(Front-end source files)
##############################

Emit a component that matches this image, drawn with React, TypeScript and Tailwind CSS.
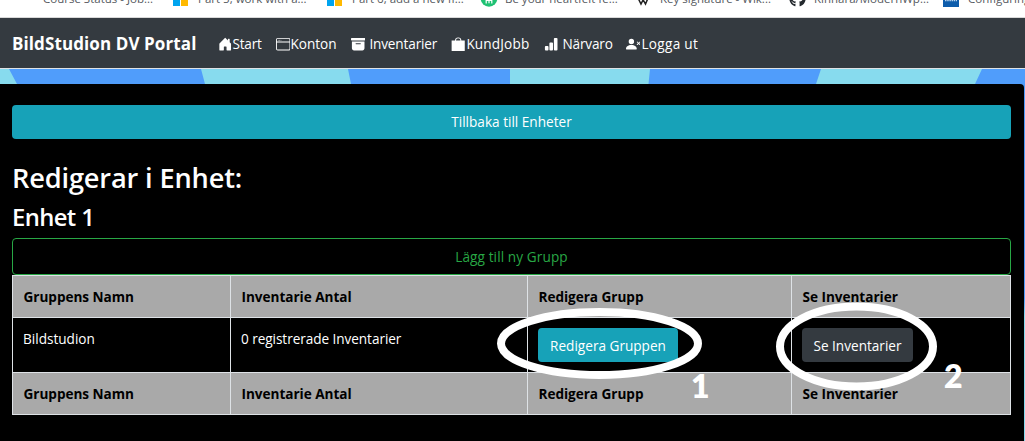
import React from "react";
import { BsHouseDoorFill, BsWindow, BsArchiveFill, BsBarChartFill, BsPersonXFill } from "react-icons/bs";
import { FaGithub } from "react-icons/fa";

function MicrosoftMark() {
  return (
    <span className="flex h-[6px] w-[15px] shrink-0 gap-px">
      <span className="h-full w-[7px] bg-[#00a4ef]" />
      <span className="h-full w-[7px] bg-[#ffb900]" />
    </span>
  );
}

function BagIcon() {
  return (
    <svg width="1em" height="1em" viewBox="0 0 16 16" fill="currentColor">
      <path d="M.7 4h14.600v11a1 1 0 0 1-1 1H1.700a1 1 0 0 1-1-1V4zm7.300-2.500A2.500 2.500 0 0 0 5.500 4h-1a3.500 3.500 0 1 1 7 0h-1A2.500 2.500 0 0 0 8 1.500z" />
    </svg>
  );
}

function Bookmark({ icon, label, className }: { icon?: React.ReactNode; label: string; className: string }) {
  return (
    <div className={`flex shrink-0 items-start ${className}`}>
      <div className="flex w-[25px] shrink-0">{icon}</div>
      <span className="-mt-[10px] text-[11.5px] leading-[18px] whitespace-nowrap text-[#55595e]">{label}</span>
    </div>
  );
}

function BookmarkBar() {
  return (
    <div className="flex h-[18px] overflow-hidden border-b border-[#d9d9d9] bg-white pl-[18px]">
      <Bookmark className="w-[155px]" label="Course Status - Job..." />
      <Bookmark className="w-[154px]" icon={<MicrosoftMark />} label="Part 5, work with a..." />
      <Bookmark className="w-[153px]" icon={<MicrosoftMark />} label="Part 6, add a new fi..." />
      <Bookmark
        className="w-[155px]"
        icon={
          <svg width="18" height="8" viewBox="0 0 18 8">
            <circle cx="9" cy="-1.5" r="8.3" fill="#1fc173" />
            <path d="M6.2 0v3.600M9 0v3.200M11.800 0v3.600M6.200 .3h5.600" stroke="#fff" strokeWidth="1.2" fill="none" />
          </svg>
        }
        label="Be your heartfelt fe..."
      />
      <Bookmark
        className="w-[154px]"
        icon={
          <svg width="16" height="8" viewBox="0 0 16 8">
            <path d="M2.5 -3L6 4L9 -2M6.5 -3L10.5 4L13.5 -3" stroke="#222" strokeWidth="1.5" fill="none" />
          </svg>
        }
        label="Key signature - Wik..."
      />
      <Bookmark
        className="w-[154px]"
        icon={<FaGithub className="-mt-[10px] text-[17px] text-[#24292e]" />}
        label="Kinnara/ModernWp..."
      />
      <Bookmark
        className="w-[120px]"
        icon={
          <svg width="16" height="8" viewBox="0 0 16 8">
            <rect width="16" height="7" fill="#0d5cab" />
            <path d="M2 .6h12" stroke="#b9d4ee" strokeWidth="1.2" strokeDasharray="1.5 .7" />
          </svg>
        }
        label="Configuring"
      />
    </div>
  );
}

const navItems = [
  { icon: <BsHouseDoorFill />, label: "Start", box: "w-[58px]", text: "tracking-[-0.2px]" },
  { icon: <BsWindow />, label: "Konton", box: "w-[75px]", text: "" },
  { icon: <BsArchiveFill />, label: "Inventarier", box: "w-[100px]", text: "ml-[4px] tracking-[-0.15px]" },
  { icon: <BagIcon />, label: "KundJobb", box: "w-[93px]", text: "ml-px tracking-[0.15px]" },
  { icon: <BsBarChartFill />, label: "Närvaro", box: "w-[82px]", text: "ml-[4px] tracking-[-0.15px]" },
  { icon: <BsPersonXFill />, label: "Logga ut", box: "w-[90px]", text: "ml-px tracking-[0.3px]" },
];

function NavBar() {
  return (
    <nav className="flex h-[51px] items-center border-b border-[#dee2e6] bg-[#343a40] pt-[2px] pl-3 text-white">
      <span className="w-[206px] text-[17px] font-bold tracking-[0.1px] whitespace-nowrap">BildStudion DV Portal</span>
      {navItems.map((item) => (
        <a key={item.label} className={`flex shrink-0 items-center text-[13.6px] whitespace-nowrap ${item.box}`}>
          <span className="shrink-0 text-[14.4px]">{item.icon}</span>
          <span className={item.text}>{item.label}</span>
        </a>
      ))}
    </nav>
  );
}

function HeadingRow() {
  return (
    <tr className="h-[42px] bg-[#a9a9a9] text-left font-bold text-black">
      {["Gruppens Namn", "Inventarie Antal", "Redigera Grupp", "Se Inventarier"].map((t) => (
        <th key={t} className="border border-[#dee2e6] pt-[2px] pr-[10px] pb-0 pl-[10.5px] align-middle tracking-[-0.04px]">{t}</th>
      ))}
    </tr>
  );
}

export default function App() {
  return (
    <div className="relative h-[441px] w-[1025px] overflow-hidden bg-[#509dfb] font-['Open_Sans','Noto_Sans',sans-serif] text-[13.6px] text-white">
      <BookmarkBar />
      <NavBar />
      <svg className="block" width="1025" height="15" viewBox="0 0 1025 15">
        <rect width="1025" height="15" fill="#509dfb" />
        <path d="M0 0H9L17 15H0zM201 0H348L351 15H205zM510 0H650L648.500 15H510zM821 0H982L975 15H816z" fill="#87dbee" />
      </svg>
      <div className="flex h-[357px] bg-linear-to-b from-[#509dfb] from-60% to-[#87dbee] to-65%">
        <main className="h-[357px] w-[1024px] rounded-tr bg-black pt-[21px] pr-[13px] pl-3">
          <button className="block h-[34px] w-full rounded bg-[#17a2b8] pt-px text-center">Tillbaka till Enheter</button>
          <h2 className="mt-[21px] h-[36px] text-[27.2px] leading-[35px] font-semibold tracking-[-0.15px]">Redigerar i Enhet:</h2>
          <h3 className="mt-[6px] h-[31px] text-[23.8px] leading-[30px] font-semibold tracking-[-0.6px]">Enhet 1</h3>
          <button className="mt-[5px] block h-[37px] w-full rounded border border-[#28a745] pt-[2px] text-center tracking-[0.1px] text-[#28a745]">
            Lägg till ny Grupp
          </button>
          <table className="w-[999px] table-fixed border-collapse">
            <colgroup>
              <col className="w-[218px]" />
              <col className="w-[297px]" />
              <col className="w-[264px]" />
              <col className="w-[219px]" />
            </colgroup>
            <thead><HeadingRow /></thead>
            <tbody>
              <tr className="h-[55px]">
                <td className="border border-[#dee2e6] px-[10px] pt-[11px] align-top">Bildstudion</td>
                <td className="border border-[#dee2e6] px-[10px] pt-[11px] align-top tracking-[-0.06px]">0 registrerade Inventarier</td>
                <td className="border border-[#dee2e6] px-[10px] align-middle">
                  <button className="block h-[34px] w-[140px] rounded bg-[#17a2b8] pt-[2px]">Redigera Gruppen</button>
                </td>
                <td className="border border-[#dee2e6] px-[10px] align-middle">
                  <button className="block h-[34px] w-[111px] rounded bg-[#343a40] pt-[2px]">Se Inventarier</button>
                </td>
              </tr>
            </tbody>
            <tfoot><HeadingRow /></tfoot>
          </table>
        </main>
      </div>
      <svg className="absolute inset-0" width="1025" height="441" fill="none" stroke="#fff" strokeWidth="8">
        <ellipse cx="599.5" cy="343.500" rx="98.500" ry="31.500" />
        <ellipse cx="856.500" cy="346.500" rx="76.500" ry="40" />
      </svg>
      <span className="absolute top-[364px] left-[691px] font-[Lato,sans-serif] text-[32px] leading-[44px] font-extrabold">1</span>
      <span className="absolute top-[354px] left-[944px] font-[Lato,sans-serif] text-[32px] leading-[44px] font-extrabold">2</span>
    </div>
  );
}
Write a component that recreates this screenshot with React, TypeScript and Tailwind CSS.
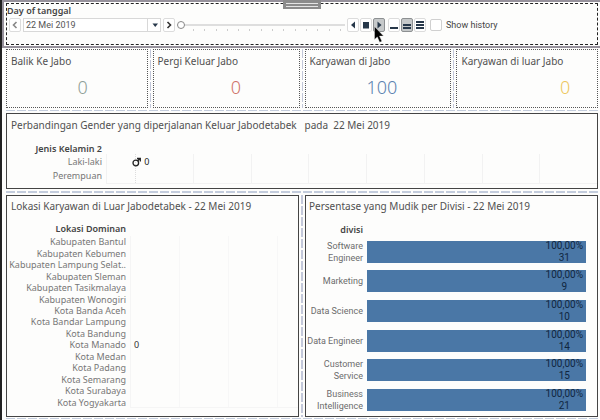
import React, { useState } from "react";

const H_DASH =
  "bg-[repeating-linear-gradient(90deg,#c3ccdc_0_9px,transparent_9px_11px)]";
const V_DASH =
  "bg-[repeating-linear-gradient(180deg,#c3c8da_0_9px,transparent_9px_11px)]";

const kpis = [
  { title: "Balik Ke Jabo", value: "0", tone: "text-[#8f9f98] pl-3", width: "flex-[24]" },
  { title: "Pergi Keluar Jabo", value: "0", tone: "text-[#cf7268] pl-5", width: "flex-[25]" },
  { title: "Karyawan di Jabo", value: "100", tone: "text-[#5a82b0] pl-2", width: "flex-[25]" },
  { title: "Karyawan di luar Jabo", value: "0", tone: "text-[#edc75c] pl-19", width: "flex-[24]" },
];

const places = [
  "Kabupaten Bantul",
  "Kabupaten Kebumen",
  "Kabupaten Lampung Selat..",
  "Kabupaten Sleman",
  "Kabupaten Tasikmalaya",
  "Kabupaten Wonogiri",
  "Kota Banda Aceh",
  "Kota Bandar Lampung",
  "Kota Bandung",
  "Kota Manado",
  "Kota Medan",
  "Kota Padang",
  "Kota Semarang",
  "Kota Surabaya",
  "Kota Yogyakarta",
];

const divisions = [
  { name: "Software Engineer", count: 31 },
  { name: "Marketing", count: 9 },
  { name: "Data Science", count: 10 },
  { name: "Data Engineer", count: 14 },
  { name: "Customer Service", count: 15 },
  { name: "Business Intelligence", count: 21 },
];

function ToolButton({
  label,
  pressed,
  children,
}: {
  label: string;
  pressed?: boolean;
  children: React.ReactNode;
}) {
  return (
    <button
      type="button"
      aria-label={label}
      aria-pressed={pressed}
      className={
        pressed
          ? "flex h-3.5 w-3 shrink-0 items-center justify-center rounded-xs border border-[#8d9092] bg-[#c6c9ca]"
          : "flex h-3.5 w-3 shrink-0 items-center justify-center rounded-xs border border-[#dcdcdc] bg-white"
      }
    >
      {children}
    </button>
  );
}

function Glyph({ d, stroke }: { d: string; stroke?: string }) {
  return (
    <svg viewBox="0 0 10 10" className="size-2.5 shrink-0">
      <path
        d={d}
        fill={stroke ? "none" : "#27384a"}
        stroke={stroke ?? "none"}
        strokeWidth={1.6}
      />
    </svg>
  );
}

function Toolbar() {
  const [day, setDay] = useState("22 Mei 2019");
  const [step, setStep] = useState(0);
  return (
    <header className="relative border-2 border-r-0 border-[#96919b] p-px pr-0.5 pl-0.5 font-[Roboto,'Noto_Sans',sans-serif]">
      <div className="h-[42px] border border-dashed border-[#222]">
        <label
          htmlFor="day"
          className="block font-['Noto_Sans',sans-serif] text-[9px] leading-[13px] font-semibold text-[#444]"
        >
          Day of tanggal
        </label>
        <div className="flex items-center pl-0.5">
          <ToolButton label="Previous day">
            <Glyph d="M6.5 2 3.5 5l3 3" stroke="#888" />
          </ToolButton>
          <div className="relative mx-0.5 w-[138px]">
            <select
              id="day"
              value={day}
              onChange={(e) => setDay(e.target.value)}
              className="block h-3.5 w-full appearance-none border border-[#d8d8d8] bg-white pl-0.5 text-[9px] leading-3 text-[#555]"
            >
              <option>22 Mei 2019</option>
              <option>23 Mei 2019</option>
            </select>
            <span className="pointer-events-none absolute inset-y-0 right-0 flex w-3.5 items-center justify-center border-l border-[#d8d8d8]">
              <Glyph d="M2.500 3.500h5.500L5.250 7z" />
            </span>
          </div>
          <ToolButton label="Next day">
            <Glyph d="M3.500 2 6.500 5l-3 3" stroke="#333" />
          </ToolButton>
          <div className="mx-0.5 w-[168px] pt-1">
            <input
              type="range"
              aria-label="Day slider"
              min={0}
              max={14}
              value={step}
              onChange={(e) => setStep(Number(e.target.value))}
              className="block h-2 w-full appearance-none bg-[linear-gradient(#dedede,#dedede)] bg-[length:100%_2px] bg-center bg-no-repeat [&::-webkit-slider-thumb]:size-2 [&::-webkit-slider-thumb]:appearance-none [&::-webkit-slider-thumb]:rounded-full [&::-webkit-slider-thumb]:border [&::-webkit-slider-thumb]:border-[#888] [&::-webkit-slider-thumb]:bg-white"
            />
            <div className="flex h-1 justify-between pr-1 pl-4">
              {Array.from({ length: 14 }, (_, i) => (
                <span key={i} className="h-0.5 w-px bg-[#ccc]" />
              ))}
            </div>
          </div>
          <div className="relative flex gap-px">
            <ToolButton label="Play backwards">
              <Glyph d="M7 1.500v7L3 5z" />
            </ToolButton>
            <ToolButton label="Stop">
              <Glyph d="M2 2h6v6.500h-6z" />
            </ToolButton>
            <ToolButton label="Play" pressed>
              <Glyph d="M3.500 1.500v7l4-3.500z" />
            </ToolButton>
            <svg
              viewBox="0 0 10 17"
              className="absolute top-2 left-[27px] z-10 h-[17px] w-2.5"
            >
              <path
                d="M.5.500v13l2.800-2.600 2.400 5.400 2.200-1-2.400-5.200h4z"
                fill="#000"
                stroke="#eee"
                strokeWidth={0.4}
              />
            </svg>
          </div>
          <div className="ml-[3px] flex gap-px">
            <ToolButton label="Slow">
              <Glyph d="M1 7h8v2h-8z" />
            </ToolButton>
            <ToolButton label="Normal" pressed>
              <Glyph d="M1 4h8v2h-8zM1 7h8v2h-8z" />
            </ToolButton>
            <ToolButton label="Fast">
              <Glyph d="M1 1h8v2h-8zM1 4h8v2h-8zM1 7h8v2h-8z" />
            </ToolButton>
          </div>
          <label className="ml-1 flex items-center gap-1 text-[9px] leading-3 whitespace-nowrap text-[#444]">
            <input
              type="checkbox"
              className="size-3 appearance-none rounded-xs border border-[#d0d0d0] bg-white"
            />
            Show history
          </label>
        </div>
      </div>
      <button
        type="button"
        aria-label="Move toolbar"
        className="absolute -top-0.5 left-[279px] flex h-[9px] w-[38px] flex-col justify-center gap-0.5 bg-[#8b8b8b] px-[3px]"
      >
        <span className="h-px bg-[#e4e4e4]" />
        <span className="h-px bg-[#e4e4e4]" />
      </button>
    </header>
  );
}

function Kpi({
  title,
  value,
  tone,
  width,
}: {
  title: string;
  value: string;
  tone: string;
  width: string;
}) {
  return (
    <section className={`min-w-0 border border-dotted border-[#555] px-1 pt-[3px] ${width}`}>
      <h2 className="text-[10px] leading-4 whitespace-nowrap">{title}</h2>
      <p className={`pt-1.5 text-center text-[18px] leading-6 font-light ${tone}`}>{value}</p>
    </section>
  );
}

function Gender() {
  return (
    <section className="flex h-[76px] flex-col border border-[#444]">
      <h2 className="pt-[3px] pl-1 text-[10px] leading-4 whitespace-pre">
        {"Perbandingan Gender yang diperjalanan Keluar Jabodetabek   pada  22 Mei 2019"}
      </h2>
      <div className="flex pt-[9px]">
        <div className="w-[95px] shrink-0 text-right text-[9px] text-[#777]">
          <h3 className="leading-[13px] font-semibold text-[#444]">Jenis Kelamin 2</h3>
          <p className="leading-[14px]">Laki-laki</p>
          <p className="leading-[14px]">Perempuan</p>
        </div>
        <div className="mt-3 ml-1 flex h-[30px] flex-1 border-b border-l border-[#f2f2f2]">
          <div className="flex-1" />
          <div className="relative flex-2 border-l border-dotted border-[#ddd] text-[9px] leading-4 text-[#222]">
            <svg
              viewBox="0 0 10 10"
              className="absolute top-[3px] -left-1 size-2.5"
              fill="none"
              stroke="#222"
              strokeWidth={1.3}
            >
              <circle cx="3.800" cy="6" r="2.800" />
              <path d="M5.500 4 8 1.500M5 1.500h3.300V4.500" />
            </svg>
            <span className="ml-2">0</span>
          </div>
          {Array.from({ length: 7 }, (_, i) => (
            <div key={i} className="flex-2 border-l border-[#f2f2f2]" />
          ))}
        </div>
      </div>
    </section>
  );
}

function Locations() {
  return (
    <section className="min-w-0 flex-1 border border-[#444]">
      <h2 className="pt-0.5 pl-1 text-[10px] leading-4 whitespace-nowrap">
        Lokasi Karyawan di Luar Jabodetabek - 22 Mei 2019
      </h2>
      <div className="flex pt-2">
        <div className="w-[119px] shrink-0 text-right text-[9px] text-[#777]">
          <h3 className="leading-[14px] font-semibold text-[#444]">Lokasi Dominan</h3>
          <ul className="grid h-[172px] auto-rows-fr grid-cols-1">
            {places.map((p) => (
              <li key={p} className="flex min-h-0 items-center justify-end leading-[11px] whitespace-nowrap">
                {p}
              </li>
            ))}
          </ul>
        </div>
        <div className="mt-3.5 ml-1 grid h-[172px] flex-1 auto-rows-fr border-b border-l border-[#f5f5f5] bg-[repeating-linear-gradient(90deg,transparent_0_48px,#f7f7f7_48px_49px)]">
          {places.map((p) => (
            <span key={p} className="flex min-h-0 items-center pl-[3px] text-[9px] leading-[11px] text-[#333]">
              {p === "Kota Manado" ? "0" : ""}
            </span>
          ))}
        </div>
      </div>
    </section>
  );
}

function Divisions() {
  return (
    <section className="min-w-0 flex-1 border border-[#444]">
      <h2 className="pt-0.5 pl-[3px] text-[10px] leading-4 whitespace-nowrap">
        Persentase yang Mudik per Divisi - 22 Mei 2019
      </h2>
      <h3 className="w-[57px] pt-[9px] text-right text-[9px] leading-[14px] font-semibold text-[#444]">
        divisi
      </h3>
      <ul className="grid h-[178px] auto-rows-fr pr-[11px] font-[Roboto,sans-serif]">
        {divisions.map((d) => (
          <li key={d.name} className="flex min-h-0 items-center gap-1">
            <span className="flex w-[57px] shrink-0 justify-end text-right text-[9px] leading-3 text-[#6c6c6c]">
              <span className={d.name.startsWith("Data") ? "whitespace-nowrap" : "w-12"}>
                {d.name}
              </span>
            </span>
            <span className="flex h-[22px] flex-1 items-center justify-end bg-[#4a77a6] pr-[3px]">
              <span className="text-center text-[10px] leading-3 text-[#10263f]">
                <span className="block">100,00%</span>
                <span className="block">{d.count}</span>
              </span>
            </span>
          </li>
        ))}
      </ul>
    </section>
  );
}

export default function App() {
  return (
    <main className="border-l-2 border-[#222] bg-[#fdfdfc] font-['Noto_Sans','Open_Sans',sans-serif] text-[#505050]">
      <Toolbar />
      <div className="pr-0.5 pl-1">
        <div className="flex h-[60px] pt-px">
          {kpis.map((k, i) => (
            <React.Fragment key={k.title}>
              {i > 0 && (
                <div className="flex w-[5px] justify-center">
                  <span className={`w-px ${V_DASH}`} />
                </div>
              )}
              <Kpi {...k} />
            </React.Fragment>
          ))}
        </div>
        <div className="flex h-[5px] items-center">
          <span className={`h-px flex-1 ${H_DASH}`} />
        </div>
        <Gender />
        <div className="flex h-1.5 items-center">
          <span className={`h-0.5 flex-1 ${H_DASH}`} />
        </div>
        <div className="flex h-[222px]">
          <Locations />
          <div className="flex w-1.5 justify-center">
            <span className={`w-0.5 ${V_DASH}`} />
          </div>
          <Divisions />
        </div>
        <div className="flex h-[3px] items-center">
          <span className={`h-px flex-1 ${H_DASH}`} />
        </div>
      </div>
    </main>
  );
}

##############################

Show every line in the entries where the string "component" occurs.

## Task output
Emit a component that matches this image, drawn with React, TypeScript and Tailwind CSS.
Write a component that recreates this screenshot with React, TypeScript and Tailwind CSS.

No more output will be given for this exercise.